Category-Aware Dynamic Label Assignment with High-Quality Oriented Proposal
Mingkui Feng, Hancheng Yu, Xiaoyu Dang, Ming Zhou
TL;DR
This work tackles angle regression challenges in oriented object detection for aerial imagery by introducing a complex-plane representation of angles and a differentiable trigonometric loss, effectively eliminating the angle boundary problem. It couples this loss with a Conformer RPN Head to adapt receptive fields and better learn angle information, and introduces a category-aware dynamic label assignment to align classification and regression through predicted category feedback. The combined approach achieves state-of-the-art or competitive results across DOTA-v1.0/v1.5, DIOR-R, and HRSC2016, with notable gains demonstrated under minimal tuning. Overall, the proposed TL F, Conformer RPN Head, and CDLA form a robust, efficient framework for high-quality oriented proposals in remote sensing object detection, with broad applicability to real-world aerial analytics.
Abstract
Objects in aerial images are typically embedded in complex backgrounds and exhibit arbitrary orientations.

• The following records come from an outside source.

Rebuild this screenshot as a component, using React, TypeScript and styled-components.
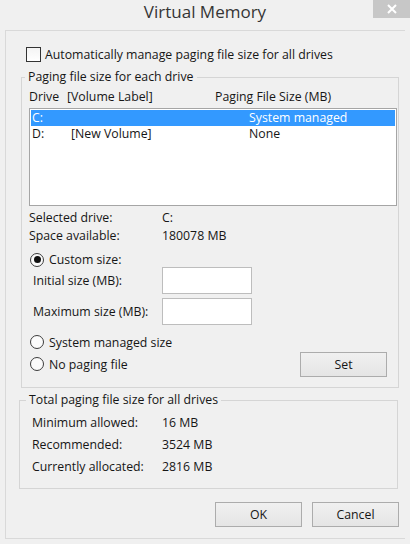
import React from 'react';
import styled, { createGlobalStyle } from 'styled-components';

const GlobalStyle = createGlobalStyle`
  html, body {
    margin: 0;
    padding: 0;
    background: #f0f0f0;
  }
  body {
    font-family: 'Open Sans', 'Noto Sans', sans-serif;
    font-size: 12.3px;
    color: #161616;
  }
  * {
    box-sizing: border-box;
  }
`;

const Window = styled.div`
  width: 410px;
  height: 544px;
  background: #f0f0f0;
  overflow: hidden;
`;

const TitleBar = styled.div`
  height: 30px;
  display: grid;
  grid-template-columns: 1fr auto 1fr;
  align-items: start;
`;

const Title = styled.div`
  grid-column: 2;
  font-size: 17px;
  line-height: 24px;
  color: #353535;
`;

const CloseButton = styled.div`
  grid-column: 3;
  justify-self: end;
  width: 37px;
  height: 18px;
  background: #c7c7c7;
  display: flex;
  align-items: center;
  justify-content: center;
`;

const Client = styled.div`
  margin-left: 5px;
  width: 400px;
  height: 509px;
  border: 1px solid #d9d9d9;
  border-right: none;
  display: flex;
  flex-direction: column;
`;

const CheckRow = styled.label`
  display: flex;
  align-items: center;
  gap: 4px;
  height: 15px;
  margin: 16px 0 0 20px;
  line-height: 15px;
`;

const CheckBox = styled.span`
  width: 15px;
  height: 15px;
  border: 1px solid #333;
  background: linear-gradient(#f4f4f4, #ffffff);
`;

const Group = styled.fieldset<{ $left: number; $width: number; $top: number }>`
  margin: ${({ $top }) => $top}px 0 0 ${({ $left }) => $left}px;
  width: ${({ $width }) => $width}px;
  padding: 0;
  min-inline-size: 0;
  border: 1px solid #d5d5d5;
`;

const Legend = styled.legend<{ $indent: number }>`
  margin-left: ${({ $indent }) => $indent}px;
  padding: 0 3px;
  line-height: 16px;
`;

const DriveBody = styled.div`
  padding: 4px 1px 10px 7px;
  display: flex;
  flex-direction: column;
`;

const ColumnHeader = styled.div`
  display: grid;
  grid-template-columns: 38px 148px 1fr;
  line-height: 16px;
`;

const ListBox = styled.div`
  margin-top: 3px;
  height: 98px;
  border: 1px solid #a5a5a5;
  background: #fff;
  padding: 1px;
`;

const ListRow = styled.div<{ $selected?: boolean }>`
  display: grid;
  grid-template-columns: 39px 178px 1fr;
  height: 16px;
  line-height: 16px;
  padding-left: 1px;
  background: ${({ $selected }) => ($selected ? '#3399ff' : 'transparent')};
  color: ${({ $selected }) => ($selected ? '#fff' : 'inherit')};
`;

const InfoGrid = styled.div`
  margin-top: 3px;
  display: grid;
  grid-template-columns: 133px 1fr;
  grid-auto-rows: 18px;
  line-height: 18px;
`;

const RadioRow = styled.label<{ $height?: number }>`
  display: flex;
  align-items: center;
  gap: 5px;
  height: ${({ $height }) => $height ?? 16}px;
  padding-left: 1px;
`;

const RadioCircle = styled.span<{ $checked?: boolean }>`
  width: 14px;
  height: 14px;
  border-radius: 50%;
  border: 1px solid #3c3c3c;
  background: #fbfbfb;
  display: flex;
  align-items: center;
  justify-content: center;

  &::after {
    content: '';
    width: 7px;
    height: 7px;
    border-radius: 50%;
    background: ${({ $checked }) => ($checked ? '#111' : 'transparent')};
  }
`;

const CustomBlock = styled.div`
  margin-top: 7px;
  display: flex;
  flex-direction: column;
`;

const SizeGrid = styled.div`
  display: grid;
  grid-template-columns: 129px 90px;
  grid-auto-rows: 27px;
  row-gap: 4px;
  padding-left: 4px;
  align-items: center;
`;

const TextBox = styled.div`
  height: 27px;
  border: 1px solid #bdbdbd;
  background: #fff;
`;

const BottomRow = styled.div`
  margin-top: 9px;
  display: flex;
  justify-content: space-between;
  align-items: flex-start;
`;

const RadioColumn = styled.div`
  display: flex;
  flex-direction: column;
  gap: 6px;
`;

const Button = styled.button<{ $width?: number }>`
  width: ${({ $width }) => $width ?? 87}px;
  height: 25px;
  border: 1px solid #acacac;
  background: linear-gradient(#f0f0f0, #e5e5e5);
  font-family: inherit;
  font-size: 12.3px;
  color: #161616;
  padding: 0;
`;

const SetButton = styled(Button)`
  margin-top: 18px;
  margin-right: 10px;
`;

const TotalBody = styled.div`
  padding: 4px 0 10px 12px;
  display: grid;
  grid-template-columns: 130px 1fr;
  grid-auto-rows: 22px;
  line-height: 22px;
`;

const Footer = styled.div`
  margin: 13px 6px 0 0;
  display: flex;
  justify-content: flex-end;
  gap: 10px;
`;

const drives = [
  { drive: 'C:', label: '', size: 'System managed', selected: true },
  { drive: 'D:', label: '[New Volume]', size: 'None', selected: false },
];

const totals = [
  ['Minimum allowed:', '16 MB'],
  ['Recommended:', '3524 MB'],
  ['Currently allocated:', '2816 MB'],
];

export default function App() {
  return (
    <>
      <GlobalStyle />
      <Window>
        <TitleBar>
          <Title>Virtual Memory</Title>
          <CloseButton>
            <svg width="10" height="10" viewBox="0 0 10 10">
              <path d="M1 1 L9 9 M9 1 L1 9" stroke="#fff" strokeWidth="2" />
            </svg>
          </CloseButton>
        </TitleBar>
        <Client>
          <CheckRow>
            <CheckBox />
            Automatically manage paging file size for all drives
          </CheckRow>

          <Group $left={15} $width={378} $top={7}>
            <Legend $indent={3}>Paging file size for each drive</Legend>
            <DriveBody>
              <ColumnHeader>
                <span>Drive</span>
                <span>[Volume Label]</span>
                <span>Paging File Size (MB)</span>
              </ColumnHeader>
              <ListBox>
                {drives.map((d) => (
                  <ListRow key={d.drive} $selected={d.selected}>
                    <span>{d.drive}</span>
                    <span>{d.label}</span>
                    <span>{d.size}</span>
                  </ListRow>
                ))}
              </ListBox>
              <InfoGrid>
                <span>Selected drive:</span>
                <span>C:</span>
                <span>Space available:</span>
                <span>180078 MB</span>
              </InfoGrid>
              <CustomBlock>
                <RadioRow $height={15}>
                  <RadioCircle $checked />
                  Custom size:
                </RadioRow>
                <SizeGrid>
                  <span>Initial size (MB):</span>
                  <TextBox />
                  <span>Maximum size (MB):</span>
                  <TextBox />
                </SizeGrid>
              </CustomBlock>
              <BottomRow>
                <RadioColumn>
                  <RadioRow>
                    <RadioCircle />
                    System managed size
                  </RadioRow>
                  <RadioRow>
                    <RadioCircle />
                    No paging file
                  </RadioRow>
                </RadioColumn>
                <SetButton>Set</SetButton>
              </BottomRow>
            </DriveBody>
          </Group>

          <Group $left={13} $width={379} $top={4}>
            <Legend $indent={6}>Total paging file size for all drives</Legend>
            <TotalBody>
              {totals.map(([label, value]) => (
                <React.Fragment key={label}>
                  <span>{label}</span>
                  <span>{value}</span>
                </React.Fragment>
              ))}
            </TotalBody>
          </Group>

          <Footer>
            <Button>OK</Button>
            <Button>Cancel</Button>
          </Footer>
        </Client>
      </Window>
    </>
  );
}
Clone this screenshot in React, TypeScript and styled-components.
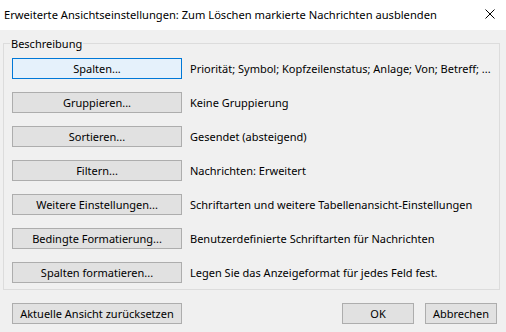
import React from "react";
import styled, { createGlobalStyle } from "styled-components";

const GlobalStyle = createGlobalStyle`
  html, body { margin: 0; padding: 0; background: #f0f0f0; }
  body { font-family: "Noto Sans", "Open Sans", sans-serif; font-size: 11px; color: #000; }
`;

const Window = styled.div`
  width: 506px;
  height: 332px;
  display: flex;
  flex-direction: column;
  background: #f0f0f0;
  overflow: hidden;
`;

const TitleBar = styled.div`
  height: 30px;
  flex: none;
  background: #ffffff;
  display: flex;
  align-items: center;
  padding-left: 4px;
  padding-right: 11px;
  box-sizing: border-box;
`;

const Title = styled.div`
  flex: 1;
  font-size: 11.15px;
  line-height: 15px;
  margin-top: -1px;
  white-space: nowrap;
`;

const CloseButton = styled.button`
  border: 0;
  background: transparent;
  padding: 0;
  width: 10px;
  height: 10px;
  display: flex;
  margin-top: -3px;
  svg { display: block; }
`;

const Body = styled.div`
  flex: 1;
  display: flex;
  flex-direction: column;
  padding-top: 6px;
`;

const GroupBox = styled.fieldset`
  margin: 0 6px 0 3px;
  padding: 7px 8px 6px 8px;
  border: 1px solid #dcdcdc;
  display: flex;
  flex-direction: column;
  gap: 13px;
  min-width: 0;
`;

const Legend = styled.legend`
  margin-left: -2px;
  padding: 0 1px;
  line-height: 15px;
  font-size: 11px;
`;

const Row = styled.div`
  display: flex;
  align-items: center;
  gap: 8px;
`;

const Button = styled.button<{ $focused?: boolean; $width?: number }>`
  flex: none;
  width: ${(p) => p.$width ?? 170}px;
  height: 21px;
  box-sizing: border-box;
  margin: 0;
  padding: 0 2px;
  border: 1px solid ${(p) => (p.$focused ? "#0078d7" : "#adadad")};
  background: ${(p) => (p.$focused ? "#e5f1fb" : "#e1e1e1")};
  font-family: inherit;
  font-size: 11px;
  line-height: 15px;
  color: #000;
  white-space: nowrap;
  display: flex;
  align-items: center;
  justify-content: center;
`;

const Description = styled.span`
  white-space: nowrap;
  line-height: 15px;
`;

const Footer = styled.div`
  display: flex;
  align-items: center;
  margin-top: 13px;
  padding: 0 9px 0 12px;
  gap: 11px;
`;

const Spacer = styled.div`
  flex: 1;
`;

const rows: { label: string; text: string; focused?: boolean }[] = [
  { label: "Spalten...", text: "Priorität; Symbol; Kopfzeilenstatus; Anlage; Von; Betreff; ...", focused: true },
  { label: "Gruppieren...", text: "Keine Gruppierung" },
  { label: "Sortieren...", text: "Gesendet (absteigend)" },
  { label: "Filtern...", text: "Nachrichten: Erweitert" },
  { label: "Weitere Einstellungen...", text: "Schriftarten und weitere Tabellenansicht-Einstellungen" },
  { label: "Bedingte Formatierung...", text: "Benutzerdefinierte Schriftarten für Nachrichten" },
  { label: "Spalten formatieren...", text: "Legen Sie das Anzeigeformat für jedes Feld fest." },
];

export default function App() {
  return (
    <Window>
      <GlobalStyle />
      <TitleBar>
        <Title>Erweiterte Ansichtseinstellungen: Zum Löschen markierte Nachrichten ausblenden</Title>
        <CloseButton aria-label="Schließen">
          <svg width="10" height="10" viewBox="0 0 10 10">
            <path d="M0.5 0.5 L9.5 9.5 M9.5 0.5 L0.5 9.5" stroke="#000" strokeWidth="1" fill="none" />
          </svg>
        </CloseButton>
      </TitleBar>
      <Body>
        <GroupBox>
          <Legend>Beschreibung</Legend>
          {rows.map((r) => (
            <Row key={r.label}>
              <Button $focused={r.focused}>{r.label}</Button>
              <Description>{r.text}</Description>
            </Row>
          ))}
        </GroupBox>
        <Footer>
          <Button>Aktuelle Ansicht zurücksetzen</Button>
          <Spacer />
          <Button $width={72}>OK</Button>
          <Button $width={72}>Abbrechen</Button>
        </Footer>
      </Body>
    </Window>
  );
}
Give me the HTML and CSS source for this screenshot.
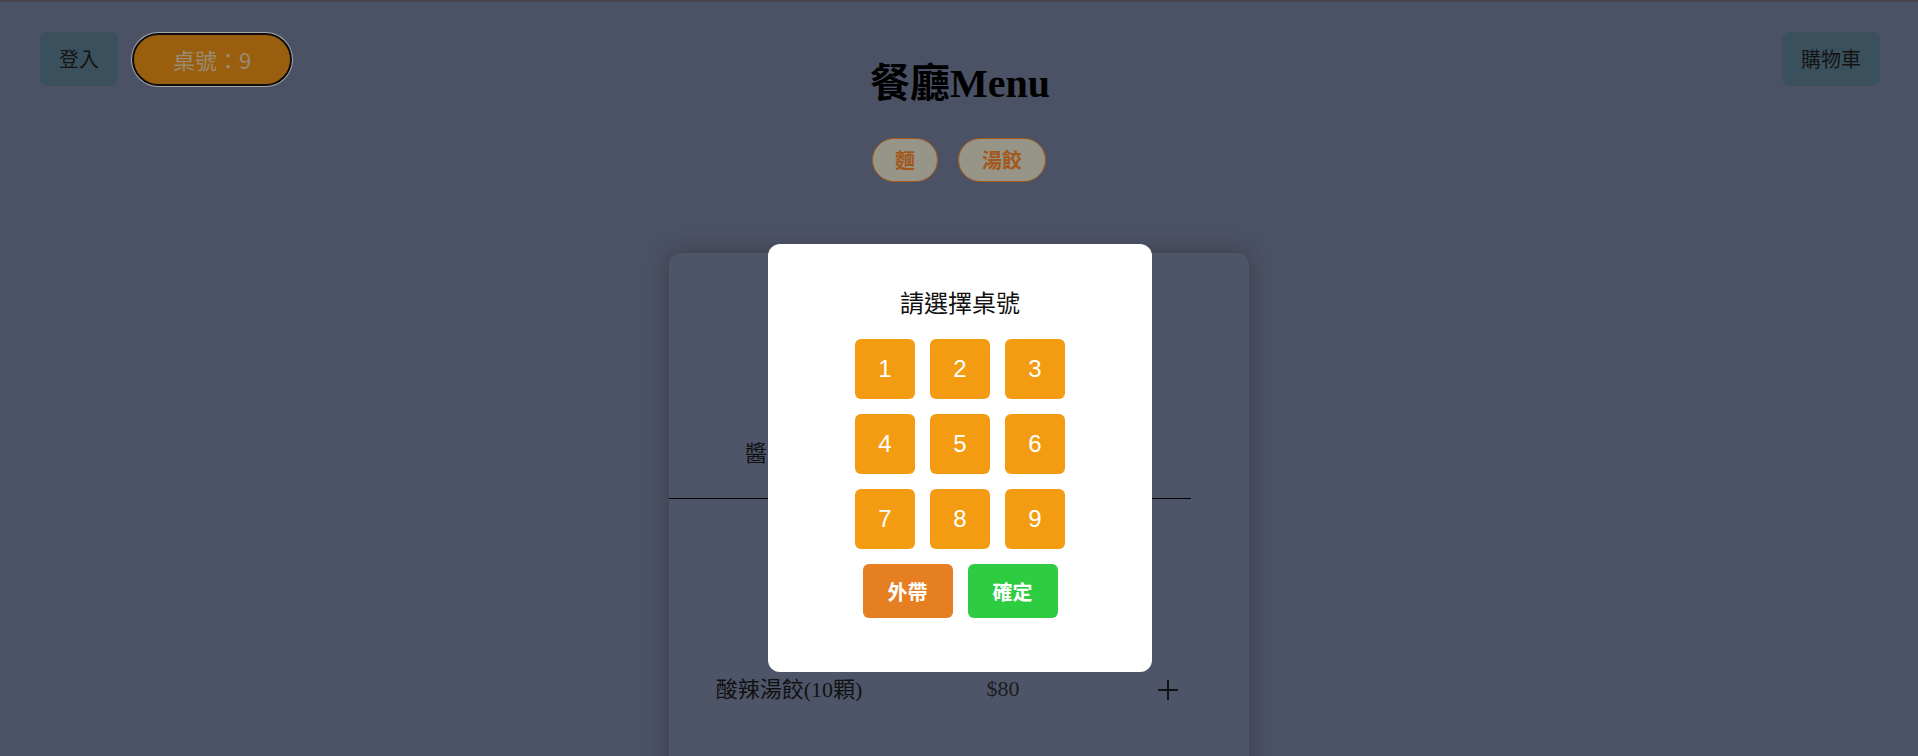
FILE: index.html
```html
<!DOCTYPE html>
<html lang="zh-Hant">
<head>
<meta charset="utf-8">
<title>餐廳Menu</title>
<link rel="stylesheet" href="styles.css">
</head>
<body>
<div class="topline"></div>
<header class="header">
  <div class="header-left">
    <button class="btn-dim">登入</button>
    <button class="table-pill">桌號：9</button>
  </div>
  <h1 class="title">餐廳Menu</h1>
  <div class="header-right">
    <button class="btn-dim">購物車</button>
  </div>
</header>

<nav class="cats">
  <button class="cat">麵</button>
  <button class="cat">湯餃</button>
</nav>

<main class="card">
  <div class="row row-first">
    <div class="cell name">醬燒湯餃</div>
    <div class="cell"></div>
    <div class="cell"></div>
  </div>
  <div class="row">
    <div class="cell name">酸辣湯餃(10顆)</div>
    <div class="cell price">$80</div>
    <div class="cell add">
      <svg width="24" height="24" viewBox="0 0 24 24"><path d="M12 2V22M2 12H22" stroke="#111" stroke-width="2" fill="none"/></svg>
    </div>
  </div>
</main>

<div class="overlay">
  <div class="modal">
    <h3 class="modal-title">請選擇桌號</h3>
    <div class="numpad">
      <button class="num">1</button>
      <button class="num">2</button>
      <button class="num">3</button>
      <button class="num">4</button>
      <button class="num">5</button>
      <button class="num">6</button>
      <button class="num">7</button>
      <button class="num">8</button>
      <button class="num">9</button>
    </div>
    <div class="actions">
      <button class="act takeout">外帶</button>
      <button class="act confirm">確定</button>
    </div>
  </div>
</div>
</body>
</html>
```

FILE: styles.css
```css
* { box-sizing: border-box; }

html, body {
  margin: 0;
  padding: 0;
}

body {
  background: #4c5265;
  min-height: 756px;
  overflow: hidden;
  font-family: "Noto Sans CJK TC", "Liberation Sans", sans-serif;
}

.topline {
  height: 2px;
  background: #47434f;
}

button {
  font-family: "Noto Sans CJK TC", "Liberation Sans", sans-serif;
  border: none;
  cursor: pointer;
}

.header {
  display: grid;
  grid-template-columns: 1fr auto 1fr;
  padding: 30px 38px 0 40px;
}

.header-left {
  display: flex;
  align-items: center;
  gap: 16px;
  align-self: start;
}

.header-right {
  display: flex;
  justify-content: flex-end;
  align-self: start;
}

.btn-dim {
  height: 54px;
  padding: 0 19px;
  background: #3a505c;
  color: #141414;
  font-size: 20px;
  border-radius: 8px;
  line-height: 54px;
}

.table-pill {
  width: 156px;
  height: 49px;
  border-radius: 25px;
  background: #9a5f0e;
  color: #9a8c74;
  font-size: 22px;
  line-height: 49px;
  padding: 0;
  box-shadow: 0 0 0 2px #0d0d0d, 0 0 0 3px #a6a7ad;
}

.title {
  margin: 28px 0 0;
  font-family: "Liberation Serif", "Noto Sans CJK TC", serif;
  font-weight: bold;
  font-size: 40px;
  line-height: 48px;
  color: #000;
}

.cats {
  display: flex;
  justify-content: center;
  gap: 20px;
  margin-top: 30px;
}

.cat {
  height: 44px;
  padding: 0 22px;
  border: 1px solid #a0581e;
  border-radius: 22px;
  background: #979588;
  color: #a3581b;
  font-size: 20px;
  font-weight: bold;
  line-height: 42px;
}

.cat:last-child { padding: 0 23px; }

.card {
  width: 580px;
  height: 640px;
  margin: 71px auto 0;
  padding-top: 10px;
  background: #4f5569;
  border-radius: 12px;
  box-shadow: 0 0 22px rgba(20, 22, 32, 0.35);
}

.row {
  width: 90%;
  display: grid;
  grid-template-columns: 240px 188px 1fr;
  align-items: center;
  padding: 176px 0 29px;
  font-family: "Liberation Serif", "Noto Sans CJK TC", serif;
  color: #111;
}

.row-first {
  border-bottom: 1px solid #000;
}

.cell {
  height: 30px;
  line-height: 30px;
  text-align: center;
}

.name { font-size: 22px; }

.price {
  font-size: 22px;
  color: #1c1c1c;
  margin-top: -3px;
}

.add {
  display: flex;
  justify-content: flex-end;
  align-items: center;
  padding-right: 11px;
}

.overlay {
  position: fixed;
  inset: 0;
  display: flex;
  justify-content: center;
  align-items: flex-start;
  padding: 244px 0 0 2px;
}

.modal {
  width: 384px;
  background: #fff;
  border-radius: 12px;
  padding: 42px 0 54px;
  display: flex;
  flex-direction: column;
  align-items: center;
}

.modal-title {
  margin: 0 0 21px;
  font-size: 24px;
  font-weight: normal;
  line-height: 32px;
  color: #111;
}

.numpad {
  display: grid;
  grid-template-columns: repeat(3, 60px);
  grid-auto-rows: 60px;
  gap: 15px;
}

.num {
  background: #f39c12;
  color: #fff;
  font-family: "Liberation Sans", sans-serif;
  font-size: 24px;
  border-radius: 6px;
  padding: 0;
}

.actions {
  display: flex;
  gap: 15px;
  margin-top: 15px;
}

.act {
  width: 90px;
  height: 54px;
  border-radius: 6px;
  color: #fff;
  font-size: 20px;
  font-weight: bold;
  padding: 0;
}

.takeout { background: #e67e22; }
.confirm { background: #2ecc40; }
```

When employing oriented bounding boxes (OBB) to represent arbitrary oriented objects, the periodicity of angles could lead to discontinuities in label regression values at the boundaries, inducing abrupt fluctuations in the loss function. To address this problem, an OBB representation based on the complex plane is introduced in the oriented detection framework, and a trigonometric loss function is proposed. Moreover, leveraging prior knowledge of complex background environments and significant differences in large objects in aerial images, a conformer RPN head is constructed to predict angle information. The proposed loss function and conformer RPN head jointly generate high-quality oriented proposals. A category-aware dynamic label assignment based on predicted category feedback is proposed to address the limitations of solely relying on IoU for proposal label assignment. This method makes negative sample selection more representative, ensuring consistency between classification and regression features. Experiments were conducted on four realistic oriented detection datasets, and the results demonstrate superior performance in oriented object detection with minimal parameter tuning and time costs. Specifically, mean average precision (mAP) scores of 82.02%, 71.99%, 69.87%, and 98.77% were achieved on the DOTA-v1.0, DOTA-v1.5, DIOR-R, and HRSC2016 datasets, respectively.